To identify the genetic drivers of the behavioral tendencies that make dogs good at specific tasks, the scientists collected whole-genome data from more than 4,000 purebred, mixed-breed, and semi-feral dogs, as well as wild canids. By applying state-of-the-art computational models, they found 10 major genetic lineages among hundreds of dog breeds. Each lineage corresponded to a specific category of breeds historically used for tasks such as hunting or herding, indicating that common sets of genes were responsible for behaviors among dog breeds that are well-suited for performing similar tasks. Then, by using 46,000 behavioral assessment surveys sent to purebred dog owners, the researchers identified unique sets of behavioral tendencies among the 10 lineages.

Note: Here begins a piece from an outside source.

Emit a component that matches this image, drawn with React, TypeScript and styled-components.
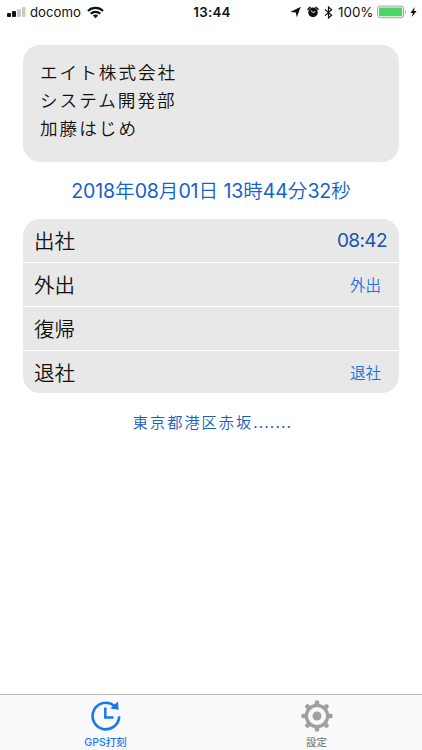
import React from "react";
import styled, { createGlobalStyle } from "styled-components";

const GlobalStyle = createGlobalStyle`
  html, body { margin: 0; background: #fff; }
  body { font-family: Inter, "Noto Sans CJK JP", sans-serif; color: #111; overflow: hidden; }
  * { box-sizing: border-box; }
`;

const Screen = styled.div`
  width: 422px;
  height: 750px;
  display: flex;
  flex-direction: column;
  background: #fff;
`;

const StatusBar = styled.header`
  height: 24px;
  flex: none;
  display: grid;
  grid-template-columns: 1fr 44px 1fr;
  align-items: center;
  padding: 0 5px 0 7px;
  font-size: 13px;
  line-height: 24px;
  color: #111;
`;

const StatusGroup = styled.div<{ $end?: boolean }>`
  display: flex;
  align-items: center;
  height: 24px;
  justify-content: ${(p) => (p.$end ? "flex-end" : "flex-start")};
  svg { flex: none; display: block; }
`;

const Carrier = styled.span`
  margin: 0 6px 0 4px;
  width: 51px;
  font-size: 13.2px;
  white-space: nowrap;
`;

const Clock = styled.span`
  font-weight: 600;
  font-size: 13.3px;
  letter-spacing: 0.3px;
  text-align: center;
  white-space: nowrap;
`;

const Percent = styled.span`
  margin: 0 3px 0 5px;
  width: 36px;
  font-size: 13.4px;
  white-space: nowrap;
`;

const IconGap = styled.span<{ $size: number }>`
  flex: none;
  width: ${(p) => p.$size}px;
`;

const Content = styled.main`
  flex: 1;
  padding: 21px 23px 0;
  display: flex;
  flex-direction: column;
`;

const ProfileCard = styled.section`
  height: 117px;
  padding: 14px 17px;
  border-radius: 17px;
  background: #e8e8e8;
  font-size: 17.6px;
  font-weight: 350;
  line-height: 28px;
  letter-spacing: 2px;
`;

const Timestamp = styled.div`
  height: 57px;
  line-height: 59px;
  text-align: center;
  font-size: 19.6px;
  font-weight: 350;
  color: #175fca;
  white-space: nowrap;
`;

const Digits = styled.span`
  font-weight: 400;
  letter-spacing: -0.17px;
`;

const PunchList = styled.section`
  height: 174px;
  display: grid;
  grid-template-rows: 43px 43px 43px 42px;
  row-gap: 1px;
  border-radius: 17px;
  overflow: hidden;
`;

const PunchRow = styled.div`
  display: flex;
  align-items: center;
  justify-content: space-between;
  padding: 0 12px 0 11px;
  background: #e8e8e8;
`;

const Label = styled.span`
  padding-top: 2px;
  font-size: 20.5px;
  font-weight: 350;
  line-height: 30px;

  ${PunchRow}:last-child & {
    padding-top: 3px;
  }
`;

const Time = styled.span`
  font-size: 19px;
  letter-spacing: -0.6px;
  line-height: 30px;
  padding-top: 1px;
  color: #1654b3;
`;

const PunchButton = styled.button`
  border: 0;
  padding: 0 6px 1px;
  background: none;
  font: 350 15.5px "Noto Sans CJK JP", sans-serif;
  color: #1c72df;
`;

const Address = styled.div`
  height: 58px;
  padding-left: 3px;
  line-height: 60px;
  text-align: center;
  font-size: 15.2px;
  font-weight: 350;
  letter-spacing: 2px;
  color: #195dbc;
`;

const Dots = styled.span`
  font-weight: 400;
  letter-spacing: 1.2px;
`;

const TabBar = styled.nav`
  height: 56px;
  flex: none;
  display: grid;
  grid-template-columns: 1fr 1fr;
  border-top: 1px solid #bcbcbc;
  background: #f9f9f9;
`;

const Tab = styled.button<{ $active?: boolean }>`
  display: flex;
  flex-direction: column;
  align-items: center;
  border: 0;
  background: none;
  padding: 4px 0 0;
  font: 500 10.5px/15px Inter, "Noto Sans CJK JP", sans-serif;
  color: ${(p) => (p.$active ? "#1679ee" : "#858585")};
  svg { display: block; flex: none; margin-bottom: 2px; }
`;

const SignalIcon = () => (
  <svg width="19" height="12" viewBox="0 0 19 12">
    <rect x="0" y="7" width="4" height="4" rx="1" fill="#111" />
    <rect x="5" y="5" width="4" height="6" rx="1" fill="#111" />
    <rect x="10" y="3" width="4" height="8" rx="1" fill="#c8c8c8" />
    <rect x="15" y="1" width="3.5" height="10" rx="1" fill="#c8c8c8" />
  </svg>
);

const WifiIcon = () => (
  <svg width="17" height="13" viewBox="0 0 17 13" fill="none" stroke="#111" strokeWidth="2.1">
    <path d="M1 5C5 0.8 12 .8 16 5M3.7 7.8C6.3 5.2 10.7 5.2 13.3 7.8" />
    <path d="M8.5 12.2 5.8 9.5Q8.5 7.3 11.2 9.5Z" fill="#111" stroke="none" />
  </svg>
);

const LocationIcon = () => (
  <svg width="11" height="12" viewBox="0 0 11 12"><path d="M10.8 .8 6.8 11.2 5.8 6.4.2 6Z" fill="#111" /></svg>
);

const AlarmIcon = () => (
  <svg width="12" height="12" viewBox="0 0 12 12">
    <circle cx="6" cy="6.4" r="4.8" fill="#111" />
    <path d="M1 3.2 3 1.2M11 3.2 9 1.2" stroke="#111" strokeWidth="1.5" strokeLinecap="round" />
    <path d="M3.7 4.6 6 6.5 8.4 5.6" fill="none" stroke="#fff" strokeWidth=".9" />
  </svg>
);

const BluetoothIcon = () => (
  <svg width="9" height="13" viewBox="0 0 9 13"><path d="M1 3.4 7.6 9.2 4.5 12V1L7.6 3.8 1 9.6" fill="none" stroke="#111" strokeWidth="1.2" /></svg>
);

const BatteryIcon = () => (
  <svg width="30" height="14" viewBox="0 0 30 14">
    <rect x=".6" y="1.1" width="26" height="11.6" rx="2.6" fill="#fff" stroke="#999" strokeWidth=".9" />
    <rect x="2" y="2.5" width="23.2" height="8.8" rx="1.2" fill="#4bd562" />
    <path d="M28 4.8q1.8 2.1 0 4.2Z" fill="#999" />
  </svg>
);

const BoltIcon = () => (
  <svg width="7" height="12" viewBox="0 0 7 12"><path d="M4.8 1 .4 6.9h2.4L1.8 11 6.7 5.1H4Z" fill="#111" /></svg>
);

const PunchIcon = () => (
  <svg width="34" height="34" viewBox="0 0 34 34">
    <path d="M30.2 17.4A13.3 13.3 0 1 1 25.4 6.8" fill="none" stroke="#1679ee" strokeWidth="2.6" />
    <path d="M28.9 2.4 29.7 10.8 21.2 9.4Z" fill="#1679ee" />
    <path d="M16.3 8.5V18.6H24.5" fill="none" stroke="#1679ee" strokeWidth="2.5" />
  </svg>
);

const toothAngles = [0, 45, 90, 135, 180, 225, 270, 315];

const GearIcon = () => (
  <svg width="34" height="34" viewBox="0 0 34 34">
    <g fill="#a0a0a0">
      {toothAngles.map((a) => (
        <path key={a} d="M12.2 6.8 14.8 4.7V2.9Q14.8 1.3 17 1.3T19.2 2.9V4.7L21.8 6.8Z" transform={`rotate(${a} 17 17)`} />
      ))}
    </g>
    <circle cx="17" cy="17" r="10.6" fill="#f9f9f9" stroke="#a0a0a0" strokeWidth="3.2" />
    <circle cx="17" cy="17" r="4.5" fill="#a0a0a0" />
  </svg>
);

const dateParts = [
  ["2018", "年"],
  ["08", "月"],
  ["01", "日 "],
  ["13", "時"],
  ["44", "分"],
  ["32", "秒"],
];

const punches = [
  { label: "出社", time: "08:42" },
  { label: "外出", action: "外出" },
  { label: "復帰" },
  { label: "退社", action: "退社" },
];

export default function App() {
  return (
    <Screen lang="ja">
      <GlobalStyle />
      <StatusBar>
        <StatusGroup><SignalIcon /><Carrier>docomo</Carrier><WifiIcon /></StatusGroup>
        <Clock>13:44</Clock>
        <StatusGroup $end>
          <LocationIcon /><IconGap $size={6} /><AlarmIcon /><IconGap $size={5} /><BluetoothIcon />
          <Percent>100%</Percent><BatteryIcon /><IconGap $size={3} /><BoltIcon />
        </StatusGroup>
      </StatusBar>
      <Content>
        <ProfileCard>
          <div>エイト株式会社</div>
          <div>システム開発部</div>
          <div>加藤はじめ</div>
        </ProfileCard>
        <Timestamp>
          {dateParts.map(([value, unit]) => (
            <React.Fragment key={unit}><Digits>{value}</Digits>{unit}</React.Fragment>
          ))}
        </Timestamp>
        <PunchList>
          {punches.map((p) => (
            <PunchRow key={p.label}>
              <Label>{p.label}</Label>
              {p.time && <Time>{p.time}</Time>}
              {p.action && <PunchButton>{p.action}</PunchButton>}
            </PunchRow>
          ))}
        </PunchList>
        <Address>東京都港区赤坂<Dots>.......</Dots></Address>
      </Content>
      <TabBar>
        <Tab $active><PunchIcon />GPS打刻</Tab>
        <Tab><GearIcon />設定</Tab>
      </TabBar>
    </Screen>
  );
}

“Having established significant behavioral tendencies correlated with the major canine lineages, we then identified genetic drivers of these behaviors by performing a genome-wide association study on the DNA samples,” Dutrow explained. “We were particularly interested in livestock-herding dogs, who display one of the most easily defined breed-typical behaviors, characterized by an instinctive herding drive coupled with unique motor patterns that move herds in complex ways.” 

Surprisingly, the analysis revealed that the same pathways involved in human neurodiversity have also played a significant role in behavioral differences among dog lineages, suggesting that the same genetic toolkit may be used in both dogs and humans.

“The results of this study may point us toward how differences in the human genome can contribute to behavioral diversity among humans. Further research can help us draw a stronger link between genes that are important for behavior in dogs and genes that may play a role in human behavioral conditions,” Ostrander concluded.

The study is published in the journal Cell.